_Exercise aim_: Copy out every line exactly, passing over the pictures.
— BEGIN —
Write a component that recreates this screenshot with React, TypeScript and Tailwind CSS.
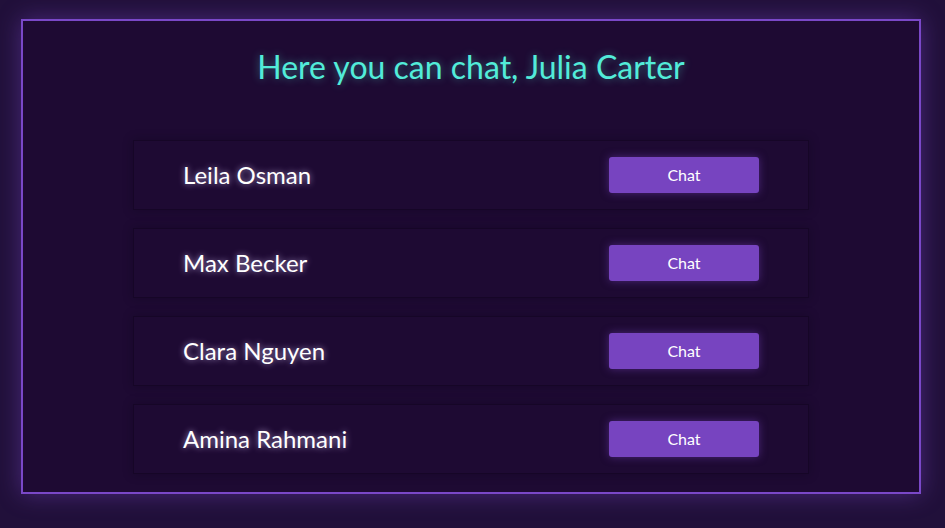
import React from 'react';

const contacts = ['Leila Osman', 'Max Becker', 'Clara Nguyen', 'Amina Rahmani'];

export default function App() {
  return (
    <div
      className="w-[945px] h-[528px] bg-[#21103a] pt-[19px] pl-[21px]"
      style={{ fontFamily: 'Lato, "Open Sans", sans-serif' }}
    >
      <div className="w-[900px] h-[475px] border-2 border-[#7a48c8] bg-[#1e0a33] shadow-[0_0_22px_rgba(122,72,200,0.45)] flex flex-col items-center">
        <h1 className="mt-[25px] text-[32px] leading-[42px] text-[#52ecd9] [text-shadow:0_0_8px_rgba(82,236,217,0.45)]">
          Here you can chat, Julia Carter
        </h1>
        <div className="mt-[52px] flex flex-col gap-[18px]">
          {contacts.map((name) => (
            <div
              key={name}
              className="w-[676px] h-[70px] border border-[#160627] shadow-[0_0_10px_rgba(10,2,20,0.3)] flex items-center justify-between pl-[49px] pr-[49px]"
            >
              <span className="text-[24px] text-white [text-shadow:0_0_6px_rgba(220,200,255,0.7)]">
                {name}
              </span>
              <button className="w-[150px] h-[36px] rounded-[3px] bg-[#7744c0] text-white text-[16px] shadow-[0_0_8px_rgba(119,68,192,0.5)]">
                Chat
              </button>
            </div>
          ))}
        </div>
      </div>
    </div>
  );
}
— END —
_Complete response_:
Write a component that recreates this screenshot with React, TypeScript and Tailwind CSS.
import React from 'react';

const contacts = ['Leila Osman', 'Max Becker', 'Clara Nguyen', 'Amina Rahmani'];

export default function App() {
  return (
    <div
      className="w-[945px] h-[528px] bg-[#21103a] pt-[19px] pl-[21px]"
      style={{ fontFamily: 'Lato, "Open Sans", sans-serif' }}
    >
      <div className="w-[900px] h-[475px] border-2 border-[#7a48c8] bg-[#1e0a33] shadow-[0_0_22px_rgba(122,72,200,0.45)] flex flex-col items-center">
        <h1 className="mt-[25px] text-[32px] leading-[42px] text-[#52ecd9] [text-shadow:0_0_8px_rgba(82,236,217,0.45)]">
          Here you can chat, Julia Carter
        </h1>
        <div className="mt-[52px] flex flex-col gap-[18px]">
          {contacts.map((name) => (
            <div
              key={name}
              className="w-[676px] h-[70px] border border-[#160627] shadow-[0_0_10px_rgba(10,2,20,0.3)] flex items-center justify-between pl-[49px] pr-[49px]"
            >
              <span className="text-[24px] text-white [text-shadow:0_0_6px_rgba(220,200,255,0.7)]">
                {name}
              </span>
              <button className="w-[150px] h-[36px] rounded-[3px] bg-[#7744c0] text-white text-[16px] shadow-[0_0_8px_rgba(119,68,192,0.5)]">
                Chat
              </button>
            </div>
          ))}
        </div>
      </div>
    </div>
  );
}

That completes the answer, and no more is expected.